STRASBURG — Twins are an oddity, triplets are rare but having four kids is not an everyday occurrence. On Saturday evening when she got home, Tina Mathews said her goat was more talkative than usual, but nothing else seemed out of the ordinary.
“The mom was talking like they normally do, like she wanted me to be there,” Mathews said. “She was sitting, and I could see one baby, so I went in and helped.”
After cleaning up the baby, named Mouse, Mathews said she went to check on the mom, only to find she was having another baby.
“I cleaned him up, brought him out and I figured she was done,” Mathews said.
After placing a quick phone call to her daughter to ask her to come and help take care of the babies, Mathews said she moved the mom along with her kids when the goat started to have her third kid — the only girl — Miss Piggy.
Mathews said she started to try to get milk from the mother but didn’t have any luck. Mathews then began to worry the babies were cold, she said, so she brought them inside, warmed them up and mixed up some milk for them.
During the hustle and bustle, Mathews said she turned around to find one more baby, the smallest, only 3 pounds.
Along with her four newest, four-legged friends, Mathews said she and her partner Greg Smith have five dogs, a couple of ponies, two pot-bellied pigs and 48 alpacas.
“Greg decided he was going to go into the goat business in 2013,” Mathews said, “so he bought 20.”
“I’m not sure why he did it,” she continued. “He’s taken on adventures. I told him not to get into anymore.”

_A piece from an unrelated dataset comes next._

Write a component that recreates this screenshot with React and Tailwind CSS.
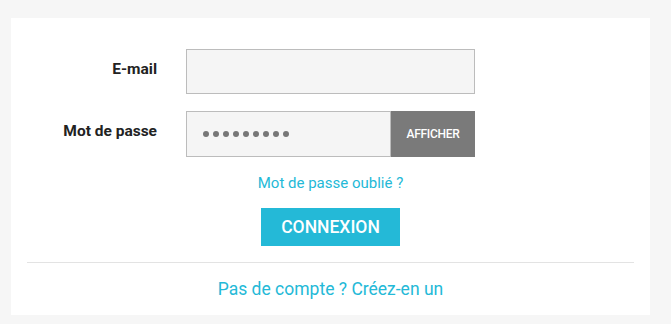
export default function App() {
  return (
    <div className="min-h-[324px] w-[671px] bg-[#f6f6f6] pt-[18px] pl-[11px]" style={{ fontFamily: "Roboto, 'Liberation Sans', sans-serif" }}>
      <div className="w-[639px] h-[297px] bg-white px-4 pt-[31px] flex flex-col">
        <div className="flex items-center">
          <div className="w-[130px] text-right text-[15.5px] font-bold text-[#222] -mt-[3px]">E-mail</div>
          <div className="ml-[29px] w-[289px] h-[45px] border border-[#bcbcbc] bg-[#f5f5f5]"></div>
        </div>
        <div className="flex items-center mt-[17px]">
          <div className="w-[130px] text-right text-[15.5px] font-bold text-[#222] -mt-[4px]">Mot de passe</div>
          <div className="ml-[29px] w-[289px] h-[46px] flex">
            <div className="flex-1 border border-[#bcbcbc] bg-[#f5f5f5] flex items-center pl-[16px] gap-[4px]">
              {Array.from({ length: 9 }).map((_, i) => (
                <span key={i} className="w-[6px] h-[6px] rounded-full bg-[#777]"></span>
              ))}
            </div>
            <div className="w-[84px] bg-[#7a7a7a] text-white text-[12px] font-medium tracking-[-0.3px] flex items-center justify-center">AFFICHER</div>
          </div>
        </div>
        <div className="text-center text-[15px] text-[#24b9d7] mt-[16px] leading-[20px]">Mot de passe oublié ?</div>
        <div className="flex justify-center mt-[15px]">
          <div className="w-[139px] h-[38px] bg-[#24b9d7] text-white text-[17.5px] font-medium flex items-center justify-center">CONNEXION</div>
        </div>
        <div className="mt-[16px] h-px bg-[#e3e3e3]"></div>
        <div className="text-center text-[17.5px] text-[#24b9d7] mt-[16px] leading-[20px]">Pas de compte ? Créez-en un</div>
      </div>
    </div>
  );
}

Between her house cleaning business and the new goats, Mathews said she had a busy week. Because the kids eat every four hours, she said she has to plan her day if she knows she’s going to be out. She can leave them for a while, but she takes Midget with her because he’s so small, she said.

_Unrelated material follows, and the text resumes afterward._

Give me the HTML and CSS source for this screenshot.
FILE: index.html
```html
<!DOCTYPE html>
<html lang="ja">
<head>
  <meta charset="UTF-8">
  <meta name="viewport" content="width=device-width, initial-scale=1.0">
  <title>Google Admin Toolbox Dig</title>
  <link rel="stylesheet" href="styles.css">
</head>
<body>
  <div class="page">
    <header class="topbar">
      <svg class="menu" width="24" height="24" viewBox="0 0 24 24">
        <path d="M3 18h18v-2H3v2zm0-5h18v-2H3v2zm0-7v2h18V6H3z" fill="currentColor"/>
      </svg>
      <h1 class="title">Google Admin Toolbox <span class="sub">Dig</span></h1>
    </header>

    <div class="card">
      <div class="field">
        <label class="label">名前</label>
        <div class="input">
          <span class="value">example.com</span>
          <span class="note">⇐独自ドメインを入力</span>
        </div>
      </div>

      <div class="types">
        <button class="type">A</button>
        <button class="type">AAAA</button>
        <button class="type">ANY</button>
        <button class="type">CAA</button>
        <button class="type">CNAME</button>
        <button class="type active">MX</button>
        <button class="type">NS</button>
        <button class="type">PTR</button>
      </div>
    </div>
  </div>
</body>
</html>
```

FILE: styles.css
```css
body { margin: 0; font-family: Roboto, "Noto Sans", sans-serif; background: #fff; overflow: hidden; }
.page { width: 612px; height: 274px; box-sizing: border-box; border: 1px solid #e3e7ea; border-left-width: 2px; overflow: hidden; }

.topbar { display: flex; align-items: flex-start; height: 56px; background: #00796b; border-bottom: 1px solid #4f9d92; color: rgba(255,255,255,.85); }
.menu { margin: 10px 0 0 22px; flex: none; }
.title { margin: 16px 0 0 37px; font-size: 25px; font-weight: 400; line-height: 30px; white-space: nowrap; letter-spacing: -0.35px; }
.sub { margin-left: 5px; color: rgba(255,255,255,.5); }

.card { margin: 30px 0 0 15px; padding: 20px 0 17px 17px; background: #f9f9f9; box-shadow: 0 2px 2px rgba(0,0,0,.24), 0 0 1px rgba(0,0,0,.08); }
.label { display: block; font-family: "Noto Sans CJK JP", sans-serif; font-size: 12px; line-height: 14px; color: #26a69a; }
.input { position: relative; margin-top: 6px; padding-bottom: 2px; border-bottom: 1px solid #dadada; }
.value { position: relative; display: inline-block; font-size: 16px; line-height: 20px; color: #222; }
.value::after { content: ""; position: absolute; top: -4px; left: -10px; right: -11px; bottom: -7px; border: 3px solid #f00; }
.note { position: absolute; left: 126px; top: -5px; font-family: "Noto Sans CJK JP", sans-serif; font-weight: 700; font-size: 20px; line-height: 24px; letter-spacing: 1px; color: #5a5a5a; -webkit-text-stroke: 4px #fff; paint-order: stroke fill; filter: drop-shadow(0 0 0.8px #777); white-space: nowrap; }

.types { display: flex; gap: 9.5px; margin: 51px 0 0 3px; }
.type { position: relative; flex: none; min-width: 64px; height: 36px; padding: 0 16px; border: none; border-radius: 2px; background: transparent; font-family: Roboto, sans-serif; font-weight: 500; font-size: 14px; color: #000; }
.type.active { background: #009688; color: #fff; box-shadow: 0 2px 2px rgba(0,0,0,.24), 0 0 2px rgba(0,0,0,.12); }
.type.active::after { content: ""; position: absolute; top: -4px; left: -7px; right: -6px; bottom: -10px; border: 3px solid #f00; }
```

Once the kids can start eating less often, she can leave them alone outside, Mathews said. Eventually, she will sell them, though it might be harder to let them go than it has with past kids, she said.
“You get pretty attached to them, which makes it hard to get rid of them,” she said. “You don’t keep too many boys; you usually only keep one.”
“This little guy, we’ll be more getting attached to,” Mathews said, pointing to Midget, “just because he’s so small.”